Kate McClymont ruined my family’s life and I don’t like her.
Mention her again at your peril.
If she’s onto something, it’s probably wrong.
Or, more likely, over-cooked.
You’re right Bob; what if Rudd actually does not desire it?! And what if all of this is really background manoeuvering by Shorten? …the papers are FULL of cliched hear-say-wankery of the highest order.
All paper talk : as we used to say, the need to fill column inches and all that.
Gillard is rock solid to the next election in late 2013 and for two terms after that, with a working majority.
Prove me wrong.
Quadruple the Green vote – I love the sound of that. Then we would have a socialist party in power for once. Which surely Bob, as a protectionist, you would approve of?
They would need a few useful policies suitable for a party of government first.

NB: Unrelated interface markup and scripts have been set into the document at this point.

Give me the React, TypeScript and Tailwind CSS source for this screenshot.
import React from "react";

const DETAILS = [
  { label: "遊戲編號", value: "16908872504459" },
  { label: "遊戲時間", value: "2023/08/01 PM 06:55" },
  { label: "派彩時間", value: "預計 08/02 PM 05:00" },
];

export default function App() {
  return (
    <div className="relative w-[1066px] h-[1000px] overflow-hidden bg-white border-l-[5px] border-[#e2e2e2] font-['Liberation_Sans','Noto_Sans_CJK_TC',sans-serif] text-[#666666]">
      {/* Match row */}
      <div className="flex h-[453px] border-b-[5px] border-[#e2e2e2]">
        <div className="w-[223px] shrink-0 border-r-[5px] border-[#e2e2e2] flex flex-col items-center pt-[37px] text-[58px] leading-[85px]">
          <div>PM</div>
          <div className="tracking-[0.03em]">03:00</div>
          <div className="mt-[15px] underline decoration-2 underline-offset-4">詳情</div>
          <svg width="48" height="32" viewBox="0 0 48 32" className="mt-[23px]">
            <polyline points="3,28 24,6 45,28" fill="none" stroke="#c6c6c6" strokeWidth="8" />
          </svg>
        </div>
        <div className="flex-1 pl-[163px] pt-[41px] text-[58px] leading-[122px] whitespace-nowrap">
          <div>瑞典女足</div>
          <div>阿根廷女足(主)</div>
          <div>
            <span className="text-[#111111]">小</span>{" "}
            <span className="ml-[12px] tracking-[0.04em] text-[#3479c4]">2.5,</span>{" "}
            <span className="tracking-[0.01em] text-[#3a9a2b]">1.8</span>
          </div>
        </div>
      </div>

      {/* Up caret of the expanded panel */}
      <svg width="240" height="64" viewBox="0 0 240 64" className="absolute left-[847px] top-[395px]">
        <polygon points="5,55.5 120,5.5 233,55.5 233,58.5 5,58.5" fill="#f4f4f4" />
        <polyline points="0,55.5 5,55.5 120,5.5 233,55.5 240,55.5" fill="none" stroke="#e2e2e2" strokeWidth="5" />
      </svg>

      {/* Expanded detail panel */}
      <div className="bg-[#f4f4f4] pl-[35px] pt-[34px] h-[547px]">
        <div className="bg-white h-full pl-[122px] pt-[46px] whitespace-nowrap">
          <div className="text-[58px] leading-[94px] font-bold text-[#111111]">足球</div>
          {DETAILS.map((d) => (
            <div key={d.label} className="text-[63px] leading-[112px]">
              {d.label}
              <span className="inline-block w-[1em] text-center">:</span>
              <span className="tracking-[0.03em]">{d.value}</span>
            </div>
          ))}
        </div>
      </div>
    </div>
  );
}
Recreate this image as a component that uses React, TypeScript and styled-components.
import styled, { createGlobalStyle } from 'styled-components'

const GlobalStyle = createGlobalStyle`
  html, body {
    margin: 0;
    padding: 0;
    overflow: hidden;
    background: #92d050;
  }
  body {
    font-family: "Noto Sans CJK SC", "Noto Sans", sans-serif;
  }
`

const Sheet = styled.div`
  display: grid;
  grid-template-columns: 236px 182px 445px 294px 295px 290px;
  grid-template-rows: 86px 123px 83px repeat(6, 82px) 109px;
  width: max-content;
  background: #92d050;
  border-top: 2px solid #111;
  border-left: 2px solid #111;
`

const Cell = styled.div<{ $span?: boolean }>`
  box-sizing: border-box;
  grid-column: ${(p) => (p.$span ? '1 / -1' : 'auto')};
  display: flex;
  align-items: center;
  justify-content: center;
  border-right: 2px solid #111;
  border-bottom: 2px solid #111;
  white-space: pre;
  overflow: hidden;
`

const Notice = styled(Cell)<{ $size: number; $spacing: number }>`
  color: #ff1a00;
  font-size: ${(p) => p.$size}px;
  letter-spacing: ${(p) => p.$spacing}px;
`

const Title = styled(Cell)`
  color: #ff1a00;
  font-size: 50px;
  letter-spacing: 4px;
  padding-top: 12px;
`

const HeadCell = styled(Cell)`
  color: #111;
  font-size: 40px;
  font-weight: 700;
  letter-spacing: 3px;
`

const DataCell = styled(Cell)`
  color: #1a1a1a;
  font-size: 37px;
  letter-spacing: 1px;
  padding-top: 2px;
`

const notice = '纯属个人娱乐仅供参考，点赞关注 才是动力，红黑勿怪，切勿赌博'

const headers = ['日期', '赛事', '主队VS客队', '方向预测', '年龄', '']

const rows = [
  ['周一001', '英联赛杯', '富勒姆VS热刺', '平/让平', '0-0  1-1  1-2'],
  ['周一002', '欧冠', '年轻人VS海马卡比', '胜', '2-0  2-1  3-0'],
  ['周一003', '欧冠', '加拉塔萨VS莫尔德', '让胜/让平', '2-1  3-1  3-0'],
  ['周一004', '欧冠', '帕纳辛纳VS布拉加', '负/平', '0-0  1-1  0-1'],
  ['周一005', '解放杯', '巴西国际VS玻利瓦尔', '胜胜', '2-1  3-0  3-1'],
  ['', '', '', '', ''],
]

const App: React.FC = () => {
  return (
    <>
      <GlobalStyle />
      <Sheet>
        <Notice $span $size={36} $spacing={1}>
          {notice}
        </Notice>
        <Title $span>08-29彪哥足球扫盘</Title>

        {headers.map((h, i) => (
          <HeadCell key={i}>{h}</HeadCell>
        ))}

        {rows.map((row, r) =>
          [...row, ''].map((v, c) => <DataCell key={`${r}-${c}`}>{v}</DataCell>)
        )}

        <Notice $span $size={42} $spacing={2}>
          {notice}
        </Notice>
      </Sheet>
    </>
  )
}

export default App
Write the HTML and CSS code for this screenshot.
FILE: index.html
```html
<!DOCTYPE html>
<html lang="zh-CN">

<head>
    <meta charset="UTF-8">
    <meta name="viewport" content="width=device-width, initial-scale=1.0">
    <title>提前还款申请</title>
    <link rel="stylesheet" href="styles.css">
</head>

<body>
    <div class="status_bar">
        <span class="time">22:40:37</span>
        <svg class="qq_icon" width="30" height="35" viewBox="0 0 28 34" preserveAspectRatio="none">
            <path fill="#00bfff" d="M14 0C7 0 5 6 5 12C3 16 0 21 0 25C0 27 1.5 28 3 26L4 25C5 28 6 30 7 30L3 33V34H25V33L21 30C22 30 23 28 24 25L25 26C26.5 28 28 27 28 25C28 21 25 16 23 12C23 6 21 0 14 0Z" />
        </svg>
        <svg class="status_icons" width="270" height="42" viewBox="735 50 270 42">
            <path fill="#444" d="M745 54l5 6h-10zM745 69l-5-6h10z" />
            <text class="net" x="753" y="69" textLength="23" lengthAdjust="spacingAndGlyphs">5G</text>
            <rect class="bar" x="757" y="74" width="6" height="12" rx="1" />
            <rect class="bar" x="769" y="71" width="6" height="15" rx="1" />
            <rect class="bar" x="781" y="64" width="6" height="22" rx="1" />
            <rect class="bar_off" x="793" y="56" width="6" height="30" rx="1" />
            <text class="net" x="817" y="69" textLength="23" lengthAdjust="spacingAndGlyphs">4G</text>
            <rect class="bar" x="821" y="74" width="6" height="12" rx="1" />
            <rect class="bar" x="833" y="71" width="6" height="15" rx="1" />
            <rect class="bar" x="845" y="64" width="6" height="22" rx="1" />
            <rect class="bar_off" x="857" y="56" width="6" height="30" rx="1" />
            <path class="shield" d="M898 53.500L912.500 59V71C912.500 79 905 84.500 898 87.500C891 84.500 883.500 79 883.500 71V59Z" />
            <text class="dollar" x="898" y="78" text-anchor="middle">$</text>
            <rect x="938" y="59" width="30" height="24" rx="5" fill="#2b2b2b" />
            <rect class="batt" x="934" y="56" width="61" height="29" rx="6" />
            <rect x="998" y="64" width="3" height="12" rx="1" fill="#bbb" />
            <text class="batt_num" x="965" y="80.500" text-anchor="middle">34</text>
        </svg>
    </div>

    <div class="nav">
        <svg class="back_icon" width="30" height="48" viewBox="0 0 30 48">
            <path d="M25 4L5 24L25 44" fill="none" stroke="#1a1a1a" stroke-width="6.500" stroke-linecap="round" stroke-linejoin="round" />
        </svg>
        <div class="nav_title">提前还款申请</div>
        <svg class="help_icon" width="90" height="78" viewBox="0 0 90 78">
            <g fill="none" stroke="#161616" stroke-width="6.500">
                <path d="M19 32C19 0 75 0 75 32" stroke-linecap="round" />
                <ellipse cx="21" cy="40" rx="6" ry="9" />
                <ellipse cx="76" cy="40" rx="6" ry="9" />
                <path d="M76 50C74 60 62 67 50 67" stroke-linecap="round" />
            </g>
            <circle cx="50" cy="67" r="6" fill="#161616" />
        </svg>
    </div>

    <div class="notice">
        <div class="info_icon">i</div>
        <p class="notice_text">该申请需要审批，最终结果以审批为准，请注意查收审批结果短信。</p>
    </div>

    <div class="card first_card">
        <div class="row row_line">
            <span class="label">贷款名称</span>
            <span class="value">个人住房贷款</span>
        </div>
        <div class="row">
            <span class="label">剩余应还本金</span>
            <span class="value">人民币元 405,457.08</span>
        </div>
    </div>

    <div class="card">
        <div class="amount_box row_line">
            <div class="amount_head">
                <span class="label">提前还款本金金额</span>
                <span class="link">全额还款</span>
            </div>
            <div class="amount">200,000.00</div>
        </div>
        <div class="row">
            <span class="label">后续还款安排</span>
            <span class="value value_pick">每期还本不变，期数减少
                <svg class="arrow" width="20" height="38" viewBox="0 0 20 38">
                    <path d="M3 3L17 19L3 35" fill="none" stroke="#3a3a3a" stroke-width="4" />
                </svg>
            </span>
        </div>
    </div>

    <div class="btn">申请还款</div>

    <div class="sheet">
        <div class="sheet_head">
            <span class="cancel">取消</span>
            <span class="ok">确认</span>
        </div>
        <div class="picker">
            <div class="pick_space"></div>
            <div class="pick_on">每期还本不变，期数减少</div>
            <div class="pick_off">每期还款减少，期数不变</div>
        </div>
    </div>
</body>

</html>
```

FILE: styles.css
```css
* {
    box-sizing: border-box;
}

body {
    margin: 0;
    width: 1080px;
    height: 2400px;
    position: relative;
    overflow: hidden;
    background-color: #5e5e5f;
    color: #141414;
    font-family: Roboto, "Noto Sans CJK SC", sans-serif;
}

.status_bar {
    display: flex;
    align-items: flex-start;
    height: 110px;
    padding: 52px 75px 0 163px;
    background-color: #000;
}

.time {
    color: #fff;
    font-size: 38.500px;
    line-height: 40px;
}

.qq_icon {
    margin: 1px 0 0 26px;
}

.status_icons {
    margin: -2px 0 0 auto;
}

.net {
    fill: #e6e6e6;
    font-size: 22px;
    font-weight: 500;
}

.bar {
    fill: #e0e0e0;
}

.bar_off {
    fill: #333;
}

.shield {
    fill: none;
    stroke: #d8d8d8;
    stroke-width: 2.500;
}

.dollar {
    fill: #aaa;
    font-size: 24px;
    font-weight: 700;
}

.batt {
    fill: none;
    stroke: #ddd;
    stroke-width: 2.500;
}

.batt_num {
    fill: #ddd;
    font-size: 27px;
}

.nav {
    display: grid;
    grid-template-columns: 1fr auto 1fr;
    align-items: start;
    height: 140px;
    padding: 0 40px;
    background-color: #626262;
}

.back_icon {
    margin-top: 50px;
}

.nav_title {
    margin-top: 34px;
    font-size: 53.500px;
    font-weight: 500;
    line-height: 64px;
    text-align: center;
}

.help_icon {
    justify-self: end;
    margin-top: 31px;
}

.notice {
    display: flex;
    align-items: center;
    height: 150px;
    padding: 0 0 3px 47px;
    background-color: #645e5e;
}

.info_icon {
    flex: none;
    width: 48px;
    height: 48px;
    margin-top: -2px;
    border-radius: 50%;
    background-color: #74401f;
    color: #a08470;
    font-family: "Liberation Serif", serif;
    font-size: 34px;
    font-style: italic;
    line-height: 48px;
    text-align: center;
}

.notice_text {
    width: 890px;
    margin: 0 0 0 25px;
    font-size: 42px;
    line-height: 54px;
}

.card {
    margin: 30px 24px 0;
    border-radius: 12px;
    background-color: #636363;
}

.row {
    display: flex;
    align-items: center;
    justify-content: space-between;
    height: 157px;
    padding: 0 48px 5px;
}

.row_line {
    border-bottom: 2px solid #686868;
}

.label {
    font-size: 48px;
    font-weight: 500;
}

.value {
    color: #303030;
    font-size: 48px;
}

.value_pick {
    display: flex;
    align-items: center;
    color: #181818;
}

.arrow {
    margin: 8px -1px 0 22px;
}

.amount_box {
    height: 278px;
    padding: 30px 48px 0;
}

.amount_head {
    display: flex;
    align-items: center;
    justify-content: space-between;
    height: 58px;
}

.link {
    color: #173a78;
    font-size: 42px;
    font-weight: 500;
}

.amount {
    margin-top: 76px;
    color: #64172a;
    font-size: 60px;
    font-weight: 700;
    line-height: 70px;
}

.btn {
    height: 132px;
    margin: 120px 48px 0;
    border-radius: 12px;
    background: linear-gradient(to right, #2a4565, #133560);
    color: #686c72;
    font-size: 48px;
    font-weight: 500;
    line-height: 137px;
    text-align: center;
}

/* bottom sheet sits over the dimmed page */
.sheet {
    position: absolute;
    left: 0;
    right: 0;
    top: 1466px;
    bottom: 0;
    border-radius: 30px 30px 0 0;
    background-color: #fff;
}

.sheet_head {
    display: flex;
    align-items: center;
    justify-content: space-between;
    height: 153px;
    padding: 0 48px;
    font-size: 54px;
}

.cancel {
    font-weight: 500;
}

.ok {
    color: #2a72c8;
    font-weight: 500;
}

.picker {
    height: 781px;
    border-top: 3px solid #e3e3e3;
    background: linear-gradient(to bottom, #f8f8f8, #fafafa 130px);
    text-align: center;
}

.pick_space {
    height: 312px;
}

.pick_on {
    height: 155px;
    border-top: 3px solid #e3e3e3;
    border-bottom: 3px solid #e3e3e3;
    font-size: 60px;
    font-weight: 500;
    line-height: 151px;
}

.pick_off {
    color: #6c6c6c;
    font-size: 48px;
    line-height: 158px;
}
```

Then they would need some credible candidates; other than Bob Brown they are a rag tag which makes the Liberal Party look like worldbeaters.
Perhaps in 10 years, if Brown can do a Winston Churchill and still be credible at 75 or so.
You sound more and more like a Gillard spin doctor. You know full well that Bandt and Milne and Hanson Young would be good ministers, and Brown’s backroomer Ben Okwist is one of the best in the country. You’re following the ‘yes, but not yet’ Murdochist line that kept Shorten, McMullan, Kerr, McKew and Faulkner out of the Ministry and the incompetent Gillard and McLelland in it.
Why not look at the truth, flat on? Why be such a tedious propagandist? How dare you say the Greens have inconsiderable policies?
Heeded, they might have saved the world.
Not guilty Your Honour! I just detest the alternative government. Unlike most I have clear memories of the Howard ministry, and many of them are still there, eager for their trotters to get back in the trough.